Anna Sonnen dispense ses conseils au sein du Service de lutte contre la violence domestique, où elle supervise les consultations et le programme de prévention. Elle doit faire preuve d’empathie et mettre du sien pour insuffler de l’espoir aux personnes qui traversent une mauvaise passe, avec une idée fixe en tête: protéger les victimes.

«Aujourd’hui, ma journée a débuté par un cappuccino et un croissant bien croustillant dans un café-bar italien de la Rathausgasse, à Berne. Mais la plupart du temps à cette heure, je suis à mon bureau de la Kramgasse, en train de démarrer mon ordinateur pour travailler.
J’ai passé 22 ans dans la police, d’abord en uniforme à la protection des ambassades. J’ai ensuite intégré le Groupe de négociations, avant de m’occuper de la gestion des menaces et de passer au Service psychologique, qui a fini par devenir ma spécialité professionnelle. Cette année, j’ai rejoint le Service de lutte contre la violence domestique du canton de Berne, que je connais depuis longtemps. Toutes ces étapes de ma vie ont un point commun: les contacts humains. Je puise ma motivation dans le soutien que j’apporte aux gens dans différentes situations, notamment dans des moments de crise ou de désespoir. J’ai les reins solides, et ça me plaît de donner une assise à ces personnes. J’en retire aussi quelque chose. J’ai l’impression que mon travail me permet de contribuer à la sécurité des personnes et ça me tient particulièrement à cœur.

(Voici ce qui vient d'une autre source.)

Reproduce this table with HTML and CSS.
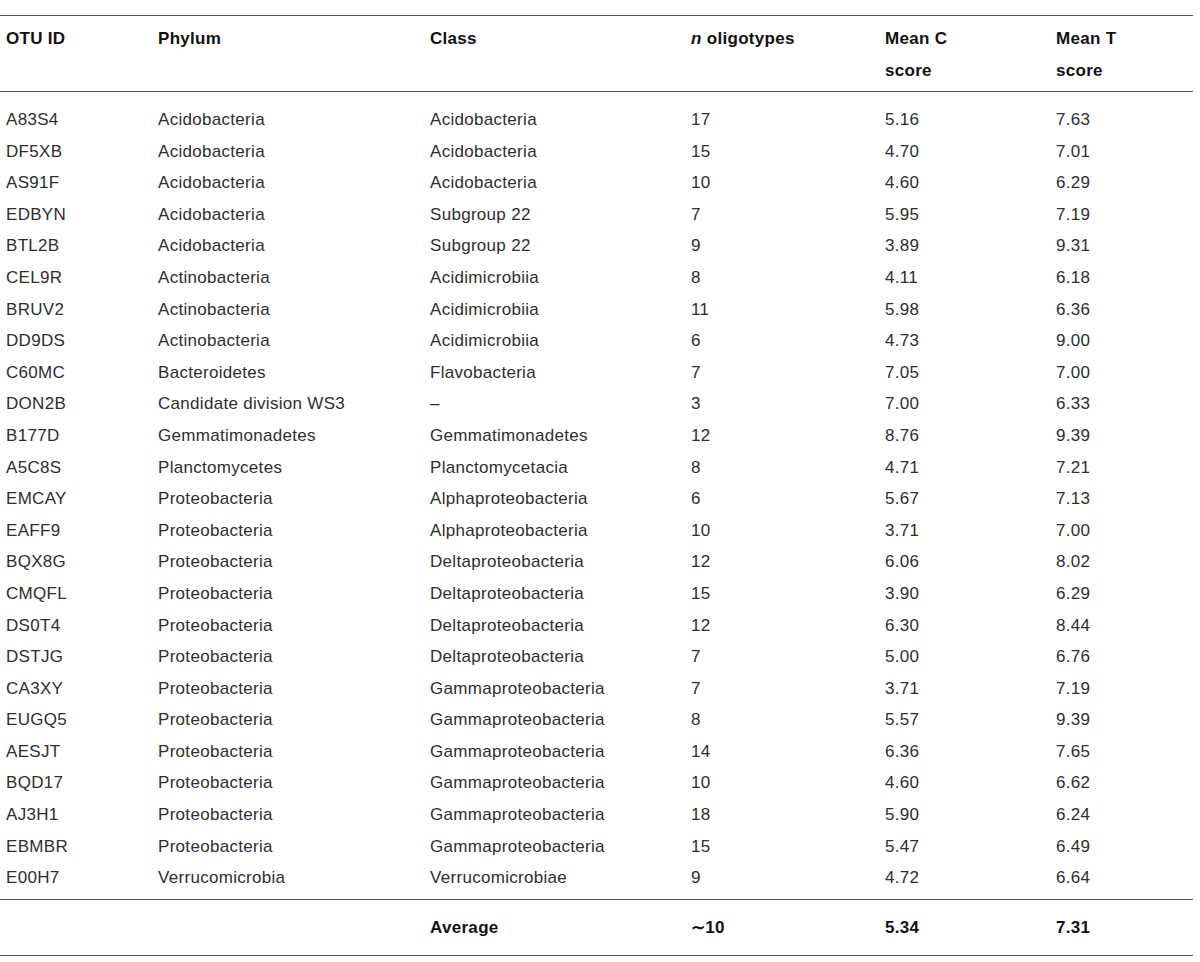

La mission de notre service est de lutter contre la violence domestique. Nous nous exprimons sur des questions politiques, tout en encourageant et en soutenant la coopération entre les différentes institutions et autorités. Nous menons aussi des actions de prévention par la diffusion de matériel d’information et de publications, souvent en partenariat avec d’autres services spécialisés. Enfin, dans mon dicastère, nous proposons des consultations et un programme de prévention pour les personnes qui ont recours à la violence. Je gère cette offre, mais il m’arrive de donner des consultations moi-même, afin d’étoffer sans cesse mes connaissances. Une partie non négligeable de mon travail consiste à soutenir et à sensibiliser les institutions, les autorités et les personnes qui s’intéressent de près au sujet de la violence domestique.
Nos consultations s’adressent à toutes les personnes qui éprouvent des difficultés à poser des limites dans un contexte domestique, ou qui craignent de devenir violentes. Ces consultations portent sur la dynamique de la violence, sur la manière d’en sortir, sur les relations interpersonnelles. Elles permettent souvent de mettre le doigt là où ça fait mal. Il faut du courage pour affronter ses propres faiblesses et changer ses comportements. J’accompagne les personnes dans cette remise en question douloureuse, je me bats à leurs côtés, je crée un lien avec elles. Les convaincre de changer d’attitude et d’avoir des relations plus saines, c’est espérer, en fin de compte, une meilleure protection des victimes.
Le tabou pèse de tout son poids sur la violence domestique. Elle concerne de nombreuses personnes, mais ses différents visages empêchent les victimes ou les auteurs d’admettre le problème. Elle se fait tantôt psychique, tantôt sociale, économique ou sexualisée. La violence physique est clairement identifiable, puisque les limites franchies sont visibles. Les autres formes sont plus floues et rarement abordées. Pour beaucoup, la violence reste un secret, même si elle marque leur vie. Des périodes telles que l’Avent sont particulièrement difficiles. Le manque de luminosité, la pression sociale associée aux fêtes, où tout doit être parfait, et une promiscuité excessive restent propices à une escalade des conflits. Rappelons-nous que ce dernier facteur a fait bondir les cas de violence domestique pendant la pandémie de coronavirus. Des progrès ont malgré tout été réalisés: la violence domestique est un sujet qui a gagné en visibilité grâce aux médias, aux campagnes de sensibilisation et aux efforts des structures spécialisées. De toute évidence, elle touche des personnes de tous âges et de tous horizons. Pour moi, les progrès s’apparentent encore à de petits pas, mais en même temps, je réalise qu’ils font une grande différence... À côté de cela, l’attitude de la société évolue, puisque le rejet a cédé la place au dialogue et à la recherche de solutions. C’est à la fois un signe encourageant et une avancée importante dans la bonne direction.»